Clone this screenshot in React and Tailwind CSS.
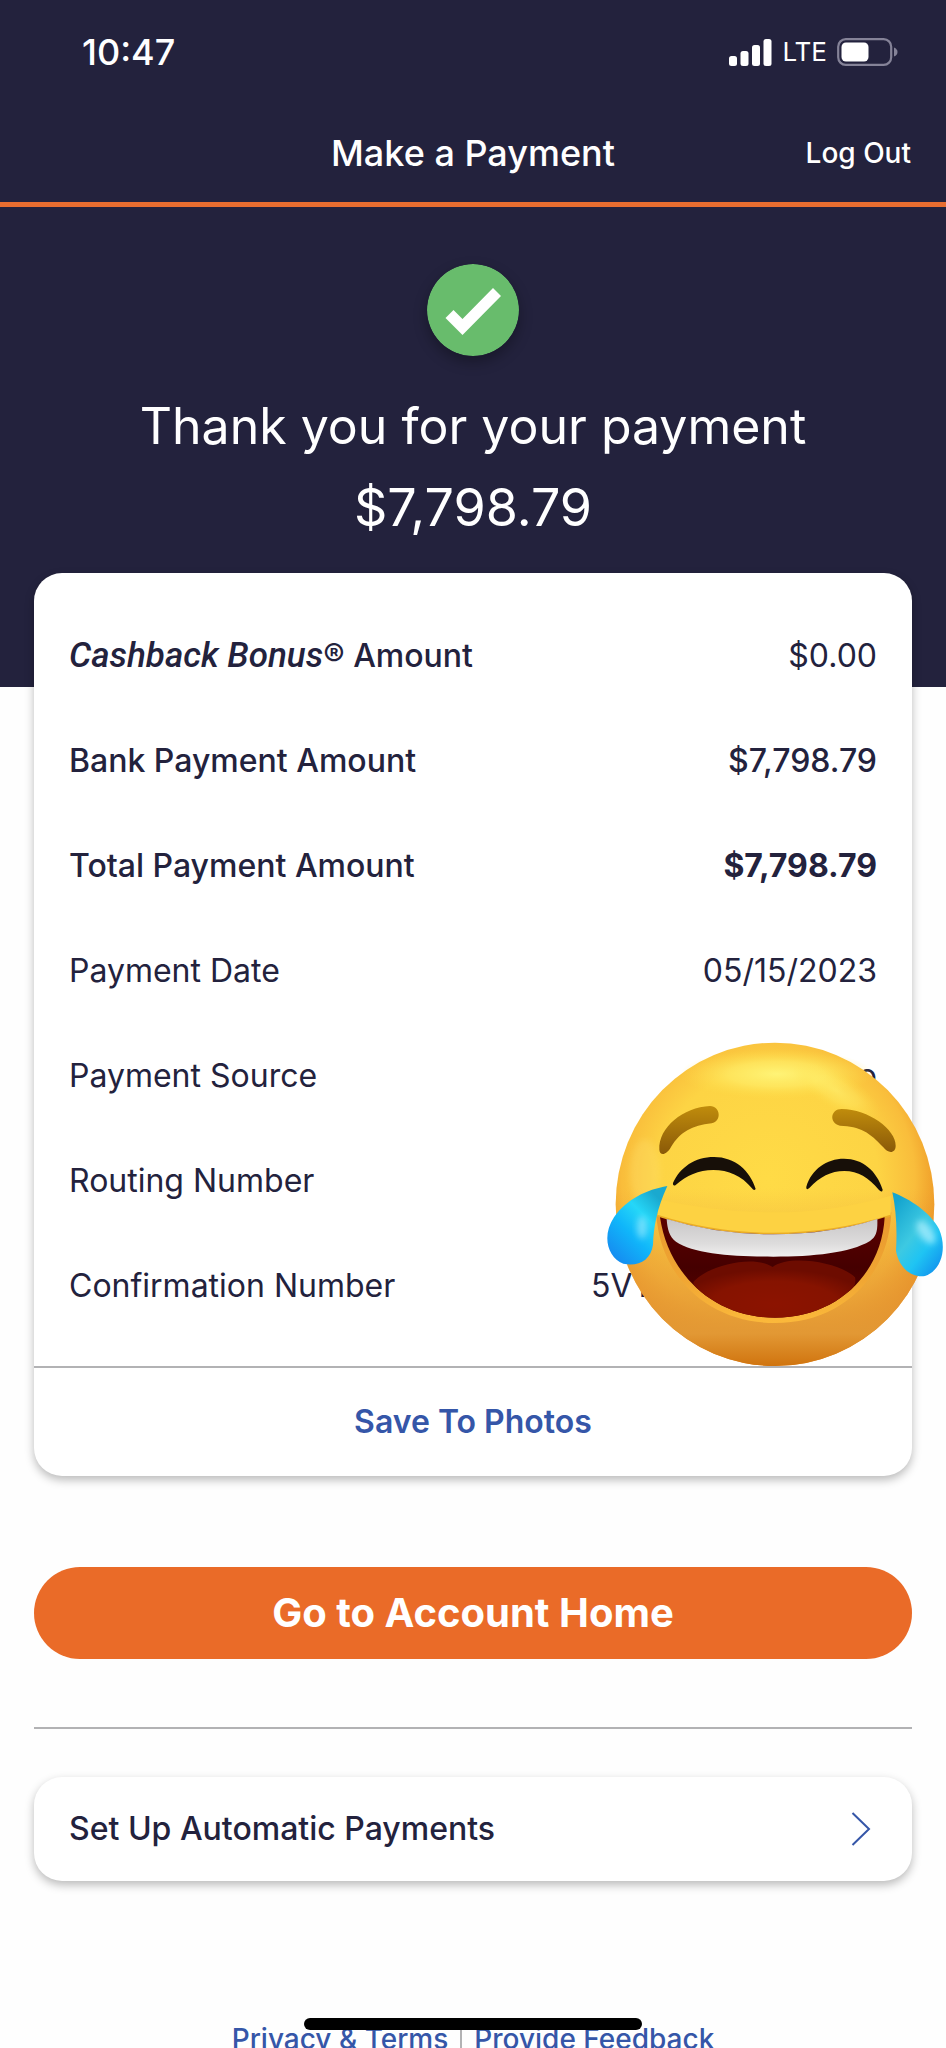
import React from "react";

const details = [
  { id: "cashback", label: <><em className="font-['Roboto',sans-serif] text-[35px]">Cashback Bonus</em>® Amount</>, value: "$0.00", labelClass: "font-medium", valueClass: "" },
  { id: "bank", label: "Bank Payment Amount", value: "$7,798.79", labelClass: "font-medium", valueClass: "font-medium" },
  { id: "total", label: "Total Payment Amount", value: "$7,798.79", labelClass: "font-medium", valueClass: "font-bold" },
  { id: "date", label: "Payment Date", value: "05/15/2023", labelClass: "", valueClass: "" },
  { id: "source", label: "Payment Source", value: "o", labelClass: "", valueClass: "" },
  { id: "routing", label: "Routing Number", value: "", labelClass: "", valueClass: "" },
  { id: "confirmation", label: "Confirmation Number", value: "5VT", labelClass: "", valueClass: "w-[286px] text-left" },
];

const StatusBar = () => (
  <div className="flex h-[104px] items-center justify-between pl-[82px] pr-12">
    <span className="text-[36px] leading-10 font-medium">10:47</span>
    <div className="flex items-center gap-[10px]">
      <svg className="h-[27px] w-[43px]" viewBox="0 0 43 27" fill="currentColor" aria-hidden="true">
        <rect x="0" y="17" width="8" height="10" rx="2.5" />
        <rect x="11.5" y="12" width="8" height="15" rx="2.5" />
        <rect x="23" y="6" width="8" height="21" rx="2.5" />
        <rect x="34.5" y="0" width="8" height="27" rx="2.5" />
      </svg>
      <span className="text-[26px] leading-8">LTE</span>
      <svg className="h-[28px] w-[61px]" viewBox="0 0 61 28" aria-hidden="true">
        <rect x="1.2" y="1.2" width="53" height="25.6" rx="7.5" fill="none" stroke="#858398" strokeWidth="2.2" />
        <rect x="4.5" y="4.5" width="27" height="19" rx="4.5" fill="#fff" />
        <path d="M57 9.500Q60.500 11 60.500 14T57 18.500Z" fill="#858398" />
      </svg>
    </div>
  </div>
);

const CheckBadge = () => (
  <svg className="h-[92px] w-[92px] rounded-full shadow-[0_6px_14px_rgba(0,0,0,0.3)]" viewBox="0 0 92 92" aria-hidden="true">
    <circle cx="46" cy="46" r="46" fill="#68bc6c" />
    <path d="M18.500 54L26.500 46L35.500 55L66 24L74 32L35.500 71Z" fill="#fff" />
  </svg>
);

const JoyFace = () => (
  <svg className="pointer-events-none absolute -right-8 bottom-0 h-[324px] w-[338px]" viewBox="138 129 1014 972" aria-hidden="true">
    <defs>
      <radialGradient id="face" gradientUnits="userSpaceOnUse" cx="625" cy="540" r="550">
        <stop offset="0" stopColor="#ffdb46" />
        <stop offset="0.6" stopColor="#fdd444" />
        <stop offset="0.8" stopColor="#f9bd3b" />
        <stop offset="1" stopColor="#e8861c" />
      </radialGradient>
      <linearGradient id="shade" x1="0" y1="0" x2="0" y2="1">
        <stop offset="0.45" stopColor="#e69a35" stopOpacity="0" />
        <stop offset="0.76" stopColor="#e69a35" stopOpacity="0.7" />
        <stop offset="0.9" stopColor="#e29834" />
        <stop offset="1" stopColor="#d0740f" />
      </linearGradient>
      <radialGradient id="shine">
        <stop offset="0" stopColor="#fff97f" stopOpacity="0.85" />
        <stop offset="0.5" stopColor="#fff06c" stopOpacity="0.6" />
        <stop offset="1" stopColor="#ffe04a" stopOpacity="0" />
      </radialGradient>
      <linearGradient id="brow" x1="0" y1="0" x2="0" y2="1">
        <stop offset="0" stopColor="#c08c0c" />
        <stop offset="1" stopColor="#8a5908" />
      </linearGradient>
      <linearGradient id="mouth" x1="0" y1="0" x2="0" y2="1">
        <stop offset="0" stopColor="#5c0000" />
        <stop offset="0.5" stopColor="#450000" />
        <stop offset="1" stopColor="#5e0200" />
      </linearGradient>
      <radialGradient id="tongue" cx="0.5" cy="0.75" r="0.6">
        <stop offset="0" stopColor="#8c1300" />
        <stop offset="0.65" stopColor="#861300" />
        <stop offset="1" stopColor="#6d0c00" />
      </radialGradient>
      <linearGradient id="teeth" x1="0" y1="0" x2="0" y2="1">
        <stop offset="0" stopColor="#c9c7c8" />
        <stop offset="0.65" stopColor="#dddcdc" />
        <stop offset="1" stopColor="#f1f0f0" />
      </linearGradient>
      <linearGradient id="rim" x1="0" y1="0" x2="0" y2="1">
        <stop offset="0" stopColor="#e9992e" />
        <stop offset="0.6" stopColor="#f0a633" />
        <stop offset="1" stopColor="#fbb93b" />
      </linearGradient>
      <linearGradient id="tearLeft" x1="0.2" y1="1" x2="0.85" y2="0.15">
        <stop offset="0" stopColor="#168bf0" />
        <stop offset="0.4" stopColor="#10b6fa" />
        <stop offset="0.7" stopColor="#25d7f8" />
        <stop offset="1" stopColor="#1aa9cf" />
      </linearGradient>
      <linearGradient id="tearRight" x1="0.1" y1="0.1" x2="0.8" y2="1">
        <stop offset="0" stopColor="#15a5cf" />
        <stop offset="0.45" stopColor="#3dc9e2" />
        <stop offset="0.7" stopColor="#1fc4f3" />
        <stop offset="1" stopColor="#1295ee" />
      </linearGradient>
      <filter id="soft" x="-50%" y="-50%" width="200%" height="200%">
        <feGaussianBlur stdDeviation="10" />
      </filter>
      <clipPath id="mouthClip">
        <path d="M300 655Q460 706 640 706T974 655C965 825 830 956 645 956C460 956 325 825 300 655Z" />
      </clipPath>
    </defs>
    <ellipse cx="645" cy="616" rx="478" ry="485" fill="url(#face)" />
    <ellipse cx="645" cy="616" rx="478" ry="485" fill="url(#shade)" />
    <ellipse cx="650" cy="225" rx="290" ry="75" fill="url(#shine)" />
    <ellipse cx="830" cy="275" rx="150" ry="55" fill="url(#shine)" opacity="0.55" transform="rotate(30 830 275)" />
    <ellipse cx="255" cy="520" rx="45" ry="100" fill="#ffe273" opacity="0.3" filter="url(#soft)" />
    <path d="M288 640Q460 690 640 690T994 640C985 840 840 972 645 972C450 972 300 840 288 640Z" fill="url(#rim)" />
    <path d="M292 600Q460 640 640 640T992 590V650Q830 706 640 706T292 650Z" fill="#fdd242" />
    <path d="M292 650Q460 704 640 704T992 650" fill="none" stroke="#eaac25" strokeWidth="5" />
    <path d="M300 655Q460 706 640 706T974 655C965 825 830 956 645 956C460 956 325 825 300 655Z" fill="url(#mouth)" />
    <g clipPath="url(#mouthClip)">
      <path d="M400 850C440 800 580 765 638 804C690 765 840 790 885 835C900 900 760 958 645 958C520 958 400 900 400 850Z" fill="url(#tongue)" />
    </g>
    <path d="M320 660Q470 706 640 706T952 660C953 695 950 712 930 726C870 762 760 773 640 773C520 773 400 764 348 728C328 714 322 690 320 660Z" fill="url(#teeth)" />
    <path d="M298 452C295 385 370 325 450 321C482 322 486 367 455 373C395 380 362 398 333 444C318 471 299 470 298 452Z" fill="url(#brow)" />
    <path d="M1007 440C1008 392 925 330 845 330C810 330 807 373 840 380C900 382 930 400 970 445C985 465 1007 463 1007 440Z" fill="url(#brow)" />
    <path d="M339 552C360 505 405 474 462 474C525 474 570 515 587 570C583 575 580 573 576 568C545 530 505 513 460 513C415 513 380 530 348 557C342 562 338 559 339 552Z" fill="#170f08" />
    <path d="M739 563C755 510 800 479 852 479C908 479 950 515 968 572C967 580 962 578 957 573C925 535 895 516 853 516C812 516 780 533 748 567C742 573 738 571 739 563Z" fill="#170f08" />
    <path d="M322 561C260 572 200 600 162 655C125 710 142 775 190 794C235 803 272 785 279 737C281 685 290 630 322 561Z" fill="url(#tearLeft)" />
    <ellipse cx="246" cy="685" rx="15" ry="34" fill="#a5ecff" opacity="0.6" filter="url(#soft)" />
    <path d="M997 580C1050 600 1110 640 1137 690C1163 750 1143 815 1095 831C1050 838 1015 800 1008 755C1012 690 1008 630 997 580Z" fill="url(#tearRight)" />
    <ellipse cx="1098" cy="700" rx="20" ry="40" fill="#b5f2ff" opacity="0.7" filter="url(#soft)" transform="rotate(-35 1098 700)" />
  </svg>
);

const PaymentCard = () => (
  <section className="mx-[34px] -mt-[114px] rounded-[28px] bg-white shadow-[0_4px_10px_rgba(0,0,0,0.27)]">
    <div className="relative px-[35px] pt-[30px] pb-[28px]">
      <dl>
        {details.map((row) => (
          <div key={row.id} className="flex h-[105px] items-center justify-between">
            <dt className={row.labelClass}>{row.label}</dt>
            <dd className={row.valueClass}>{row.value}</dd>
          </div>
        ))}
      </dl>
      <JoyFace />
    </div>
    <button className="block h-[110px] w-full border-t-2 border-[#b2b2b4] font-semibold text-[#3556a8]">
      Save To Photos
    </button>
  </section>
);

export default function App() {
  return (
    <div className="relative flex h-screen flex-col overflow-hidden bg-[#fefefe] font-['Inter',sans-serif] text-[32px] leading-10 text-[#23223d]">
      <header className="shrink-0 border-b-[5px] border-[#e86d30] bg-[#23223d] text-white">
        <StatusBar />
        <div className="grid h-[98px] grid-cols-[1fr_auto_1fr] items-center px-[35px]">
          <h1 className="col-start-2 text-[36px] font-medium">Make a Payment</h1>
          <button className="justify-self-end text-[28px] font-medium">Log Out</button>
        </div>
      </header>
      <main className="flex-1 overflow-y-auto [scrollbar-width:none]">
        <div className="flex flex-col items-center bg-[#23223d] pt-[57px] pb-[138px] text-center text-white">
          <CheckBadge />
          <h2 className="mt-[29px] text-[50px] leading-[82px]">Thank you for your payment</h2>
          <p className="text-[52px] leading-[82px]">$7,798.79</p>
        </div>
        <PaymentCard />
        <div className="mx-[34px] mt-[91px]">
          <button className="h-[92px] w-full rounded-full bg-[#ea6b28] text-[40px] font-bold text-white">
            Go to Account Home
          </button>
          <hr className="mt-[68px] border-t-2 border-[#b2b2b4]" />
          <button className="mt-12 flex h-[104px] w-full items-center justify-between rounded-[28px] bg-white px-[35px] font-medium shadow-[0_4px_10px_rgba(0,0,0,0.27)]">
            Set Up Automatic Payments
            <svg className="mr-[6px] h-[34px] w-[20px]" viewBox="0 0 20 34" fill="none" stroke="#3556a8" strokeWidth="2" aria-hidden="true">
              <path d="M1.500 1L18 17L1.500 33" />
            </svg>
          </button>
        </div>
        <footer className="mt-[138px] flex justify-center text-[28px] font-medium text-[#3556a8]">
          <a href="#privacy" className="border-r-2 border-[#b2b2b4] pr-3">Privacy &amp; Terms</a>
          <a href="#feedback" className="pl-3">Provide Feedback</a>
        </footer>
      </main>
      <div className="absolute bottom-[18px] left-1/2 h-3 w-[338px] -translate-x-1/2 rounded-full bg-black" />
    </div>
  );
}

---

• _TASK TO CARRY OUT_:
Print the data above verbatim from the first line through the line holding "import React from", leaving every picture out.

• _RESPONSE BELOW_:
Clone this screenshot in React and Tailwind CSS.
import React from "react";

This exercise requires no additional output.